Tuesday 25 October 2016

Memories of Childhood, the lesson, describes Cultural Chauvinism as a scourge

The Lesson, Memories of Childhood, found in the grade twelve CBSE textbook for English describes how cultural chauvinism as experienced by Zitkala - Sa and felt by Bama during their childhood forced them to rebel against the injustice of exploitation. Zitkala-Sa experienced discrimination on the basis of culture, colour, and language when she was forcibly taken away from her family and put into a school run according to the Western Culture  Gertrude Simmons Bonnin was born in 1876 - she was put into the Carlisle Indian School where she was forced to adopt a Western culture and thus forego her native Indian culture. She was taught that the western culture and language were better than her native Indian culture. Her experience in the Carlisle Indian School was akin to a process of 'brainwashing, radicalization' or even 'indoctrination,' processes that involved the stripping away of previous memories and starting anew. The process of, 'unlearning' her native Indian culture, however, did not work well because it ensured that Zitkala-Sa became a rebel who fought for the justice of native Indians living in America.

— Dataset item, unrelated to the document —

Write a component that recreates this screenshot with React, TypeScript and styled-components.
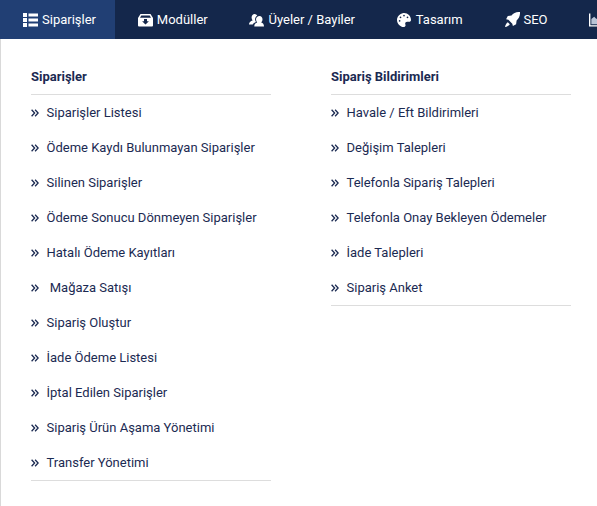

The process of learning the western culture at the Carlisle Indian school was a humiliating and painful experience for Gertrude Simmons Bonnin. The first day at the school was a veritable culture shock for her. The loud sound of the bell came, 'crashing' into their sensitive ears, the shoes of other students had an 'annoying clatter', added to 'the constant clash of harsh noises'. It is important to note how the author makes use of onomatopoeic words to describe the disruption, confusion and pain that she was going to suffer from as a result of being literally stripped of her native Indian culture. She felt as if the bedlam  was something 'within which I was securely tied. And though my spirit tore itself in struggling for its lost freedom, all was useless.' Zitkala-Sa felt trapped and helpless on the first day in school. 
During the following days Zitkala-Sa would be steadily stripped of her dignity and and freedom as a native American who was living in the land of her forefathers. Her hair was forcibly cut which was a travesty, for native Indians since the cutting of hair symbolised cowardice, subservience, and grief. Her traditional clothes,  her gowns were taken away and instead, she was made to wear skirts. Her moccasins were taken away and replaced with shoes that squeaked. They did not even let her keep her blanket! What made everything worse for Zitkala-Sa was that her consent was not deemed necessary. Her mother was not there to comfort her and the way she was being 'processed' was as if she 'was only one of the many little animals driven by a herder.' This is how she felt about Cultural Chauvinism, the way an alien culture was being imposed on her forcefully as if she did not have the right to say 'No!'
Bama, in India, felt the pain of being a Tamil Dalit.  As a child, she saw one of her community elders bowing low in subservience to a man who was much younger to him. The older man was holding a packet of vadais by the string so that his hands would not come into contact with the food. Bama felt like laughing at the scene because it was simply absurd-the older man was bowing to a younger man, his holding the packet by the string. Bama's desire to laugh at the incident however swiftly changes into a rankling anger and a fury about how the Dalits, members of  a marginalised community were being exploited my Upper Caste members of the mainstream community. In her own words, 'I felt so provoked and angry that I wanted to touch those wretched vadais myself.'
Another incident narrated to Bama by her brother was about how one day her brother who had come home from university and was stopped by one of the landlord's men. He was going to the library in the neighbouring village to borrow some books.The man asked him who he was, what his name was. When Annan told him his name, the other man who was with the first man asked, "Thambi, on which street do you live?" The point of asking the second question was that the man wanted to know the Caste to which Bama's brother belonged! The village was divided, the upper caste members lived on one side of the street, wile the lower caste members lived on the other side of the street. One can see how neatly the two communities were divided. 
It became clear to Bama that her community was not given any 'honour or dignity or respect' by the other community. In fact members from her community were expected to run errands and do petty jobs for free for the other community members because it was expected from them. The community members to which Bama belonged were supposed to be subservient, and passive, servile and humble; obedient and ready to take orders from members of the upper caste community ever if the one who was doing the ordering was half the age of the one being ordered. To add further insult to the injury of belonging to a lower caste community was the expectation that all this service was free, and nothing would be paid for doing errands!
In both the accounts however, education is the common tool that leads to the emancipation of the two women from the scourge of Cultural Chauvinism. Education however is not only a  tool that leads to emancipation, it is in fact also, a weapon that both Zitkala-Sa and Bama used to fight cultural, social and religious dogma. Both of the women used education to fight the 'evils of oppression', Cultural Chauvinism, and manner in which the society is divided on the basis of caste, culture, colour and creed. Zitkala-Sa would write numerous articles that criticised the Carlisle Indian school, and the absurdity of Cultural Chauvinism as relfected in the way the native Indians were being treated by the white settlers in America. Bama too would write an autobiography, a novel, and a collection of  short stories that expose the absurdity of casteism in India - the way the Dalit are being treated by the upper caste community members in India.